Second, a structural flaw in the scheme is that no specific amount was budgeted to cover losses. The R200bn headline figure is deeply misunderstood. This was a number the Reserve Bank was committed to lending to banks through its discount windows to finance the loans. In other words, the Reserve Bank was going to “print money” but then take it back from the banking sector as loans were repaid. This was a clever way of using money creation as part of the emergency economic response. But it is not some pile of government money waiting to be spent, as some assume.
Because the Reserve Bank cannot take any risk, the National Treasury underwrites the guarantee (though any profits the central bank makes absorbs losses first). So, if there is a loan default, the Treasury takes it over and repays the Bank.
The problem is that the Treasury never put a specific number on the table for how much it was budgeting. Internally, numbers like R15bn were talked of, but because this was not a formal budget, one couldn’t calibrate the scheme to ensure that it was met. If the design approach had been “Here’s R15bn, let’s calibrate the rules so that we get that amount of losses while maximising the amount lent” there would have been a different design. Plus, the figure of R15bn would have stuck in the public mind rather than R200bn.
Third, the banks have not shown great enthusiasm for the scheme, even aside from the fee. There has been a marked divergence in bank appetite. By far the largest user has been Standard Bank. As at the end of June, the last period for which results are available, it had lent R8.3bn while Nedbank had lent R1.2bn, Absa R500m, and FirstRand R345m. The figures would have been far better if all banks had shown the enthusiasm that Standard had. It got to its numbers because it automated the assessment process for clients faster. Plus, the scheme loans it offered to clients were often cheaper than its normal loan offers.

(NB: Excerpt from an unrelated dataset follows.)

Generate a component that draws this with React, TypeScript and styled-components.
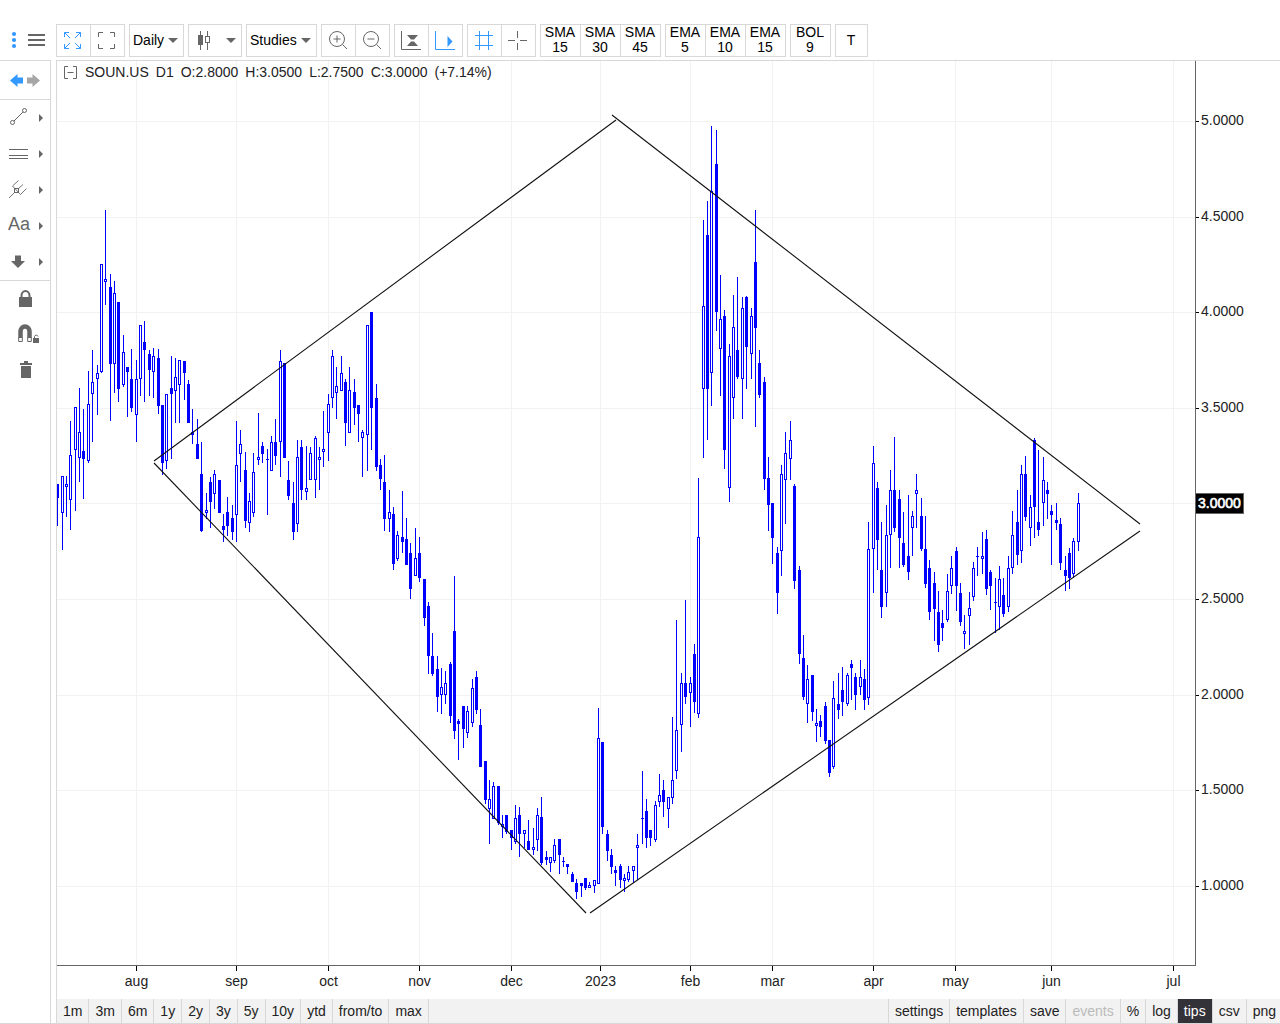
import React from "react";
import styled, { createGlobalStyle, css } from "styled-components";

const LINE = "#d8d8d8";
const INK = "#666666";
const BLUE = "#3399ff";
const FONT = '"Liberation Sans", Arial, Helvetica, sans-serif';

const GlobalStyle = createGlobalStyle`
  *, *::before, *::after { box-sizing: border-box; }
  body { margin: 0; background: #fff; }
  button, select { font: inherit; color: inherit; margin: 0; cursor: pointer; }
`;

const Page = styled.div`
  display: flex;
  flex-direction: column;
  min-height: 100vh;
  overflow: hidden;
  background: #fff;
  color: #000;
  font: 14px/15px ${FONT};
`;

/* ---------- top toolbar ---------- */

const TopBar = styled.header`
  display: flex;
  height: 60px;
  padding-top: 24px;
`;

const MenuArea = styled.div`
  display: flex;
  align-items: center;
  gap: 8px;
  flex: none;
  width: 56px;
  height: 32px;
  padding-left: 8px;
`;

const PlainButton = styled.button`
  display: flex;
  padding: 0;
  border: 0;
  background: none;
`;

const Groups = styled.div`
  display: flex;
  gap: 4px;
`;

const Group = styled.div`
  display: flex;
  height: 33px;
  border: 1px solid ${LINE};
`;

const ToolButton = styled.button<{ $width?: number }>`
  display: flex;
  align-items: center;
  justify-content: center;
  flex: none;
  width: ${(p) => p.$width ?? 34}px;
  padding: 0 1px 1px 0;
  border: 0;
  background: #fff;
  line-height: 15px;
  white-space: pre-line;

  & + & {
    border-left: 1px solid ${LINE};
  }
  &:first-child {
    width: ${(p) => (p.$width ?? 34) - 1}px;
  }
`;

const SelectBox = styled.label<{ $width: number }>`
  position: relative;
  display: flex;
  align-items: center;
  width: ${(p) => p.$width}px;
  height: 33px;
  border: 1px solid ${LINE};
`;

const Select = styled.select`
  appearance: none;
  width: 100%;
  height: 100%;
  padding: 0 0 0 3px;
  border: 0;
  background: none;
`;

const SelectCaret = styled.span`
  position: absolute;
  right: 5px;
  display: flex;
  pointer-events: none;
`;

const StyleButton = styled.button`
  display: flex;
  align-items: center;
  justify-content: space-between;
  width: 54px;
  height: 33px;
  padding: 0 5px 1px 8px;
  border: 1px solid ${LINE};
  background: #fff;
`;

/* ---------- left toolbar ---------- */

const Body = styled.div`
  display: flex;
  flex: 1;
  border-bottom: 1px solid ${LINE};
`;

const SideBar = styled.aside`
  flex: none;
  width: 51px;
  margin-right: 5px;
  border: solid ${LINE};
  border-width: 1px 1px 0 0;
`;

const SideSection = styled.div`
  display: flex;
  flex-direction: column;
  & + & {
    border-top: 1px solid ${LINE};
  }
`;

const History = styled.div`
  display: flex;
  gap: 4px;
  height: 38px;
  align-items: center;
  padding-left: 10px;
`;

const DrawTool = styled.button`
  display: flex;
  align-items: center;
  justify-content: space-between;
  height: 36px;
  padding: 0 7px 0 8px;
  border: 0;
  background: none;
`;

const LetterIcon = styled.span`
  padding-bottom: 4px;
  color: ${INK};
  font-size: 18px;
  line-height: 20px;
`;

const SideAction = styled.button`
  display: flex;
  align-items: center;
  height: 35px;
  padding: 0 0 0 17px;
  border: 0;
  background: none;
`;

/* ---------- chart ---------- */

const ChartColumn = styled.main`
  display: flex;
  flex-direction: column;
  flex: 1;
  min-width: 0;
  border: solid ${LINE};
  border-width: 1px 0 0 1px;
`;

const Plot = styled.section`
  position: relative;
  flex: 1;
`;

const ChartSvg = styled.svg`
  display: block;
  width: 100%;
  height: auto;
`;

const Legend = styled.div`
  position: absolute;
  top: 4px;
  left: 7px;
  display: flex;
  align-items: center;
  gap: 8px;
  height: 15px;
  color: #222;
`;

const LegendValues = styled.div`
  display: flex;
  gap: 7px;
`;

const AxisText = styled.text`
  fill: #222;
  font: 14px ${FONT};
`;

const LastPriceText = styled.text`
  fill: #fff;
  stroke: #fff;
  stroke-width: 0.6px;
  font: 14px ${FONT};
`;

const RangeBar = styled.footer`
  display: flex;
  justify-content: space-between;
  height: 24px;
  background: #f2f2f2;
`;

const RangeGroup = styled.nav<{ $end?: boolean }>`
  display: flex;
  ${(p) =>
    p.$end &&
    css`
      margin-right: -3px;
      border-left: 1px solid ${LINE};
    `}
`;

const RangeButton = styled.button<{ $active?: boolean }>`
  padding: 0 6px;
  border: 0;
  border-right: 1px solid ${LINE};
  background: ${(p) => (p.$active ? "#333238" : "none")};
  color: ${(p) => (p.$active ? "#fff" : "#222")};
  line-height: 24px;

  &:disabled {
    color: #bbb;
    cursor: default;
  }
`;

/* ---------- icons ---------- */

const Caret = () => (
  <svg width="10" height="5" viewBox="0 0 10 5" aria-hidden="true">
    <path d="M0 0H10L5 5Z" fill={INK} />
  </svg>
);

const Flyout = () => (
  <svg width="4" height="8" viewBox="0 0 4 8" aria-hidden="true">
    <path d="M0 0L4 4L0 8Z" fill={INK} />
  </svg>
);

const Icon = ({ size = 20, width, children }: { size?: number; width?: number; children: React.ReactNode }) => (
  <svg
    width={width ?? size}
    height={size}
    viewBox={`0 0 ${width ?? size} ${size}`}
    fill="none"
    stroke={INK}
    aria-hidden="true"
  >
    {children}
  </svg>
);

const icons = {
  dots: (
    <Icon width={12}>
      <g fill={BLUE} stroke="none">
        <circle cx="6" cy="4" r="2.1" />
        <circle cx="6" cy="10" r="2.1" />
        <circle cx="6" cy="16" r="2.1" />
      </g>
    </Icon>
  ),
  menu: (
    <Icon width={17}>
      <path d="M0 5H17M0 10H17M0 15H17" strokeWidth="2" />
    </Icon>
  ),
  expand: (
    <Icon>
      <path
        stroke={BLUE}
        d="M1.5 7V2.5H6M1.5 2.5L7 8M13 2.5H17.5V7M17.5 2.5L12 8M1.5 14V18.5H6M1.5 18.5L7 13M13 18.5H17.5V14M17.5 18.5L12 13"
      />
    </Icon>
  ),
  frame: (
    <Icon>
      <path d="M1.5 7V2.5H6M13 2.5H17.5V7M1.5 14V18.5H6M13 18.5H17.5V14" />
    </Icon>
  ),
  candles: (
    <Icon width={16}>
      <path d="M3.5 1V20M10.5 1V6M10.5 13V20" />
      <rect x="1" y="5" width="5" height="10" fill={INK} stroke="none" />
      <rect x="8.5" y="6.5" width="4" height="6" />
    </Icon>
  ),
  zoomIn: (
    <Icon>
      <circle cx="9" cy="9" r="7.5" />
      <path d="M14.500 14.500L19 19M5.500 9H12.500M9 5.500V12.500" />
    </Icon>
  ),
  zoomOut: (
    <Icon>
      <circle cx="9" cy="9" r="7.5" />
      <path d="M14.500 14.500L19 19M5.500 9H12.500" />
    </Icon>
  ),
  autoScale: (
    <Icon>
      <path d="M0.5 1V19.5H20" />
      <path d="M6 5H17L13 9.500H10ZM6 16H17L13 11.500H10Z" fill={INK} stroke="none" />
    </Icon>
  ),
  shift: (
    <Icon>
      <path d="M0.5 1V19.5H20" stroke={BLUE} />
      <path d="M12.5 6L17.5 11.5L12.5 17Z" fill={BLUE} stroke="none" />
    </Icon>
  ),
  grid: (
    <Icon>
      <path d="M5.5 1V20M14.5 1V20M1 5.5H19M1 15.5H19" stroke={BLUE} />
    </Icon>
  ),
  cross: (
    <Icon>
      <path d="M0 10.5H7M12 10.5H19M9.5 1V8M9.5 13V20" />
    </Icon>
  ),
  back: (
    <Icon size={13}>
      <path d="M0 6.5L7.500 0V3.500H13V9.500H7.500V13Z" fill={BLUE} stroke="none" />
    </Icon>
  ),
  forward: (
    <Icon size={13}>
      <path d="M13 6.5L5.500 0V3.500H0V9.500H5.500V13Z" fill="#a6a6a6" stroke="none" />
    </Icon>
  ),
  trend: (
    <Icon>
      <circle cx="16.5" cy="2.5" r="2" />
      <circle cx="4.5" cy="14.5" r="2" />
      <path d="M6 13L15 4" />
    </Icon>
  ),
  levels: (
    <Icon>
      <path d="M1 5.5H20M1 11.5H20M1 14.5H20" />
    </Icon>
  ),
  fork: (
    <Icon>
      <rect x="6.5" y="8.500" width="4" height="4" />
      <path d="M1 18L6.500 12.500M4.500 6L10.500 0.500M4.500 6L12.500 14.500M10.500 8.500L15 4.500M12.500 14.500L18.500 8.500" strokeWidth="0.9" />
    </Icon>
  ),
  down: (
    <Icon>
      <path d="M7 3.500H13V9H17L10 16L3 9H7Z" fill={INK} stroke="none" />
    </Icon>
  ),
  lock: (
    <Icon>
      <path d="M4.500 10V6.500A4 4.500 0 0 1 12.500 6.500V10" strokeWidth="2" />
      <rect x="2" y="8" width="13" height="10" fill={INK} stroke="none" />
    </Icon>
  ),
  magnet: (
    <Icon width={24}>
      <path d="M3.500 14V7.500A4.500 5 0 0 1 12.500 7.500V14" strokeWidth="4.5" />
      <path d="M1.700 13.500V17.500H5.300V13.500M10.700 13.500V17.500H14.300V13.500" />
      <rect x="16" y="14" width="6" height="5" fill={INK} stroke="none" />
      <path d="M17.500 14V12.500A1.800 1.800 0 0 1 21 12.500" />
    </Icon>
  ),
  trash: (
    <Icon>
      <path d="M3 4H7V2H11V4H15V6H3ZM4 7H14V19H4Z" fill={INK} stroke="none" />
    </Icon>
  ),
  collapse: (
    <Icon size={13}>
      <path d="M4 0.5H0.5V12.5H4M9 0.5H12.5V12.5H9M3.500 6.5H9.500" />
    </Icon>
  ),
};

/* ---------- chart data ---------- */

const VIEW = { left: 57, top: 61, width: 1223, height: 938 };
const AXIS_X = 1195;
const AXIS_Y = 965;

const MONTHS: [string, number][] = [
  ["aug", 136], ["sep", 236], ["oct", 328], ["nov", 419], ["dec", 511], ["2023", 600],
  ["feb", 690], ["mar", 772], ["apr", 873], ["may", 955], ["jun", 1051], ["jul", 1173],
];

const PRICES: [string, number][] = [
  ["5.0000", 121], ["4.5000", 217], ["4.0000", 312], ["3.5000", 408], ["3.0000", 503],
  ["2.5000", 599], ["2.0000", 695], ["1.5000", 790], ["1.0000", 886],
];

const LAST = PRICES[4];

const TREND_LINES = [
  [154, 461, 616, 120],
  [612, 115, 1140, 524],
  [154, 463, 586, 913],
  [590, 913, 1140, 531],
];

/* One candle per entry: F (falling, filled) or H (rising, hollow), then the
   chart rows of the high, body top, body bottom and low. */
const SERIES = `
F 484 484 497 525|H 476 476 512 549|H 476 484 486 516|H 421 455 499 529|H 407 407 449 510
H 388 432 457 481|F 409 451 458 498|H 371 404 460 462|H 350 382 393 441|H 365 373 378 414
H 264 264 371 372|H 210 279 281 304|F 274 287 363 420|H 281 293 363 392|F 302 302 388 401
H 335 352 384 386|F 367 367 371 416|F 349 379 407 411|H 360 379 414 441|H 325 325 378 395
F 321 342 349 401|F 350 354 369 395|H 348 356 371 397|F 349 358 405 413|F 405 405 462 474
H 394 394 460 468|F 356 388 393 458|H 358 377 390 422|H 360 360 384 422|F 361 361 372 399
F 380 384 422 422|F 409 432 434 443|F 419 444 458 458|F 442 474 530 531|H 493 510 512 518
F 477 482 501 527|H 470 474 493 508|F 480 480 512 512|F 514 526 529 541|F 497 512 525 535
F 505 518 531 539|H 421 465 514 541|H 430 444 453 481|F 452 470 520 527|H 493 501 522 531
H 453 472 512 516|H 413 457 459 464|F 442 446 453 462|F 449 459 459 514|H 436 442 470 470
F 419 442 455 464|H 350 361 441 476|F 363 363 457 457|F 461 480 495 499|F 482 503 531 539
H 440 457 523 531|F 440 447 489 499|H 446 488 491 499|H 447 453 479 479|H 436 438 479 497
H 447 457 459 489|H 411 449 451 466|H 394 404 432 460|H 350 356 397 407|H 367 386 392 418
H 356 373 390 390|F 379 382 422 445|H 367 390 432 432|F 379 392 407 424|F 405 405 413 441
H 430 432 437 476|H 325 325 434 470|F 312 312 407 449|F 384 398 466 470|F 459 465 478 489
F 455 482 518 530|H 490 512 518 531|F 507 514 563 569|H 531 535 558 560|F 491 537 541 552
F 518 539 564 564|F 543 553 588 598|H 528 558 575 575|F 537 553 577 581|F 579 579 617 625
F 602 606 655 673|F 633 656 673 675|F 656 669 696 711|H 668 687 694 713|H 671 683 694 703
F 662 664 715 722|F 576 631 730 738|F 719 721 723 759|F 706 706 728 747|H 706 711 732 737
H 679 688 722 726|F 671 677 709 713|F 709 725 766 766|F 761 761 799 803|H 780 799 808 843
H 782 786 818 818|F 786 786 822 824|H 815 824 826 837|F 815 815 831 833|F 830 830 837 849
H 805 818 841 843|F 807 815 833 856|H 830 830 833 847|F 820 841 849 849|H 828 847 849 854
H 808 815 839 850|F 797 817 862 864|F 851 857 859 864|H 857 857 862 871|H 839 845 860 862
F 839 839 854 873|F 857 861 861 866|F 864 864 866 873|F 872 874 881 881|F 879 883 891 898
F 883 883 885 896|F 878 878 887 889|H 882 885 887 887|H 880 880 885 892|H 708 738 883 883
F 742 742 826 833|F 830 834 850 860|F 849 855 866 873|F 866 870 872 885|F 864 866 879 887
H 874 878 880 891|H 866 872 879 881|H 866 866 870 882|H 834 845 847 879|F 771 818 818 843
F 799 811 837 847|F 830 830 837 845|H 801 805 839 841|H 774 795 801 806|F 780 790 801 816
H 797 797 808 827|H 717 780 797 803|H 620 730 770 778|H 673 683 724 751|F 600 683 696 703
H 677 683 692 726|F 644 654 701 712|H 478 537 713 717|H 220 306 388 457|F 201 235 388 439
H 126 191 372 405|F 130 164 311 330|H 275 319 348 395|F 310 316 449 468|H 344 356 487 501
H 295 327 397 418|F 277 350 376 378|H 297 308 378 418|F 296 297 346 388|H 308 316 353 378
F 210 262 327 426|F 350 363 394 397|F 377 382 478 489|F 457 478 504 530|F 503 503 537 563
F 547 553 592 613|H 465 474 550 575|H 432 453 479 523|H 421 440 458 479|F 484 486 580 588
F 566 570 653 663|F 635 658 696 699|H 665 679 703 722|F 675 675 711 720|H 709 723 725 741
F 715 721 726 736|F 702 706 740 743|F 740 740 772 776|H 681 698 766 768|F 673 704 709 718
F 667 690 701 715|H 673 675 703 705|F 660 664 667 699|F 673 677 694 709|H 660 677 686 694
F 669 679 699 709|H 522 549 697 704|H 446 463 548 592|F 482 488 539 569|F 522 570 606 617
H 505 535 592 606|H 470 490 534 567|F 437 490 527 531|F 490 499 537 567|F 512 543 564 566
F 495 556 571 579|H 511 516 527 555|H 474 490 493 527|F 498 516 548 550|F 516 549 583 587
F 560 568 611 619|F 572 583 608 640|F 591 612 644 651|F 610 623 627 640|H 574 591 619 621
H 556 568 585 593|F 547 551 585 610|F 583 593 621 625|H 615 631 633 648|H 592 608 615 644
H 562 568 596 600|F 547 556 556 575|H 532 556 558 573|F 530 539 588 594|F 570 572 585 609
F 578 602 602 632|H 566 579 606 629|F 578 595 613 616|H 556 568 606 611|H 511 535 567 573
F 490 522 554 564|H 465 474 550 562|F 456 474 516 520|H 495 507 527 545|F 438 440 506 537
F 450 522 529 535|H 457 480 502 525|F 482 490 493 518|F 505 511 514 564|F 503 520 522 529
F 518 524 562 569|F 556 570 575 590|F 548 553 577 588|H 538 541 573 577|H 493 503 541 550
`;

const FIRST_X = 57.76;
const STEP = 4.3605;

const candles = SERIES.trim()
  .split(/[|\n]/)
  .map((entry, i) => {
    const [kind, ...rows] = entry.split(" ");
    const [high, top, bottom, low] = rows.map(Number);
    return { x: Math.floor(FIRST_X + STEP * i), rising: kind === "H", high, top, bottom, low };
  });

const Candles = () => (
  <g shapeRendering="crispEdges" stroke="#0000ff">
    {candles.map((c) => (
      <g key={c.x}>
        <path d={`M${c.x + 0.5} ${c.high}V${c.low + 1}`} />
        {c.bottom === c.top ? (
          <path d={`M${c.x - 1} ${c.top + 0.5}H${c.x + 2}`} />
        ) : (
          <rect
            x={c.x - 0.5}
            y={c.top + 0.5}
            width={2}
            height={c.bottom - c.top}
            fill={c.rising ? "#ffffff" : "#0000ff"}
          />
        )}
      </g>
    ))}
  </g>
);

const Chart = () => (
  <ChartSvg
    viewBox={`${VIEW.left} ${VIEW.top} ${VIEW.width} ${VIEW.height}`}
    role="img"
    aria-label="SOUN.US daily price chart"
  >
    <g stroke="#f2f2f2" shapeRendering="crispEdges">
      {MONTHS.map(([name, x]) => (
        <path key={name} d={`M${x + 0.5} ${VIEW.top}V${AXIS_Y}`} />
      ))}
      {PRICES.map(([name, y]) => (
        <path key={name} d={`M${VIEW.left} ${y + 0.5}H${AXIS_X}`} />
      ))}
    </g>
    <Candles />
    <g stroke="#111" strokeWidth="1.1">
      {TREND_LINES.map(([x1, y1, x2, y2]) => (
        <line key={`${x1}-${y1}`} x1={x1} y1={y1} x2={x2} y2={y2} />
      ))}
    </g>
    <path
      d={`M${VIEW.left} ${AXIS_Y + 0.5}H${AXIS_X + 0.5}V${VIEW.top}`}
      fill="none"
      stroke={INK}
      shapeRendering="crispEdges"
    />
    {MONTHS.map(([name, x]) => (
      <g key={name}>
        <path d={`M${x + 0.5} ${AXIS_Y + 1}v5`} stroke="#000" />
        <AxisText x={x + 0.5} y={986} textAnchor="middle">
          {name}
        </AxisText>
      </g>
    ))}
    {PRICES.filter((p) => p !== LAST).map(([name, y]) => (
      <g key={name}>
        <path d={`M${AXIS_X + 1} ${y + 0.5}h3`} stroke="#000" />
        <AxisText x={AXIS_X + 6} y={y + 4}>
          {name}
        </AxisText>
      </g>
    ))}
    <rect x={AXIS_X + 0.5} y={LAST[1] - 9.5} width={48} height={20} fill="#000" stroke={INK} />
    <LastPriceText x={AXIS_X + 3} y={LAST[1] + 5}>
      {LAST[0]}
    </LastPriceText>
  </ChartSvg>
);

/* ---------- page ---------- */

const LEGEND = ["SOUN.US", "D1", "O:2.8000", "H:3.0500", "L:2.7500", "C:3.0000", "(+7.14%)"];
const RANGES = ["1m", "3m", "6m", "1y", "2y", "3y", "5y", "10y", "ytd", "from/to", "max"];
const OPTIONS = ["settings", "templates", "save", "events", "%", "log", "tips", "csv", "png"];
const AVERAGES = [["SMA\n15", "SMA\n30", "SMA\n45"], ["EMA\n5", "EMA\n10", "EMA\n15"], ["BOL\n9"]];

const TOOL_PAIRS: [string, React.ReactNode][][] = [
  [["Zoom in", icons.zoomIn], ["Zoom out", icons.zoomOut]],
  [["Auto scale", icons.autoScale], ["Shift chart", icons.shift]],
  [["Grid", icons.grid], ["Crosshair", icons.cross]],
];

const DRAW_TOOLS: [string, React.ReactNode][] = [
  ["Trend line", icons.trend],
  ["Levels", icons.levels],
  ["Pitchfork", icons.fork],
  ["Text", <LetterIcon>Aa</LetterIcon>],
  ["Arrow", icons.down],
];

const ToolPair = ({ tools }: { tools: [string, React.ReactNode][] }) => (
  <Group>
    {tools.map(([name, icon]) => (
      <ToolButton key={name} aria-label={name}>
        {icon}
      </ToolButton>
    ))}
  </Group>
);

const Dropdown = ({ name, value, width }: { name: string; value: string; width: number }) => (
  <SelectBox $width={width}>
    <Select aria-label={name} defaultValue={value}>
      <option>{value}</option>
    </Select>
    <SelectCaret>
      <Caret />
    </SelectCaret>
  </SelectBox>
);

export default function App() {
  return (
    <Page>
      <GlobalStyle />
      <TopBar>
        <MenuArea>
          <PlainButton aria-label="More">{icons.dots}</PlainButton>
          <PlainButton aria-label="Menu">{icons.menu}</PlainButton>
        </MenuArea>
        <Groups>
          <ToolPair tools={[["Full screen", icons.expand], ["Fit", icons.frame]]} />
          <Dropdown name="Interval" value="Daily" width={55} />
          <StyleButton aria-label="Chart style">
            {icons.candles}
            <Caret />
          </StyleButton>
          <Dropdown name="Studies" value="Studies" width={71} />
          {TOOL_PAIRS.map((tools) => (
            <ToolPair key={tools[0][0]} tools={tools} />
          ))}
          {AVERAGES.map((names) => (
            <Group key={names[0]}>
              {names.map((name) => (
                <ToolButton key={name} $width={40}>
                  {name}
                </ToolButton>
              ))}
            </Group>
          ))}
          <Group>
            <ToolButton $width={32}>T</ToolButton>
          </Group>
        </Groups>
      </TopBar>
      <Body>
        <SideBar>
          <SideSection>
            <History>
              <PlainButton aria-label="Undo">{icons.back}</PlainButton>
              <PlainButton aria-label="Redo">{icons.forward}</PlainButton>
            </History>
          </SideSection>
          <SideSection>
            {DRAW_TOOLS.map(([name, icon]) => (
              <DrawTool key={name} aria-label={name}>
                {icon}
                <Flyout />
              </DrawTool>
            ))}
          </SideSection>
          <SideSection>
            <SideAction aria-label="Lock">{icons.lock}</SideAction>
            <SideAction aria-label="Magnet">{icons.magnet}</SideAction>
            <SideAction aria-label="Delete">{icons.trash}</SideAction>
          </SideSection>
        </SideBar>
        <ChartColumn>
          <Plot>
            <Chart />
            <Legend>
              <PlainButton aria-label="Collapse">{icons.collapse}</PlainButton>
              <LegendValues>
                {LEGEND.map((part) => (
                  <span key={part}>{part}</span>
                ))}
              </LegendValues>
            </Legend>
          </Plot>
          <RangeBar>
            <RangeGroup>
              {RANGES.map((name) => (
                <RangeButton key={name}>{name}</RangeButton>
              ))}
            </RangeGroup>
            <RangeGroup $end>
              {OPTIONS.map((name) => (
                <RangeButton key={name} $active={name === "tips"} disabled={name === "events"}>
                  {name}
                </RangeButton>
              ))}
            </RangeGroup>
          </RangeBar>
        </ChartColumn>
      </Body>
    </Page>
  );
}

Fourth, demand. A big problem is that the scheme became available about seven weeks after lockdown. By then distressed clients had accessed forbearance measures or made other plans to manage their finances. The scheme specifies that the credit assessments must be based on financial performance up to the end of 2019. The universe of clients that both performed then and wanted additional debt after lockdown is not that big. That market has now been exhausted.
What now? Debt is a stimulus lever that can be pulled only so far. Ultimately, interest rates are the driver of debt demand, and those are at or near the lowest they can get. A government scheme can’t drive debt demand much more, especially when the government can’t afford to take huge losses onto its balance sheet.
I expect we will see large-scale deleveraging by households and businesses as they adjust to the uncertain economic outlook. In 2008 when the financial crisis hit, SA households had record debt of 86.4% of annual income. That fell steadily to 71.9% in 2018 before recording its first post-crisis rise to 72.8% in 2019. The downward trend is now going to resume.
The president, however, is left with a political problem. The R200bn figure is nailed to the mast. There are efforts under way to think of potential reforms to the scheme, but I expect these will be fruitless.
What we need now is something fundamentally different, something that reduces risk for businesses. Interesting schemes are being developed by the Gauteng government, among others, to underwrite equity in businesses rather than loans. So far, these are small scale but are more like the sort of solutions we need.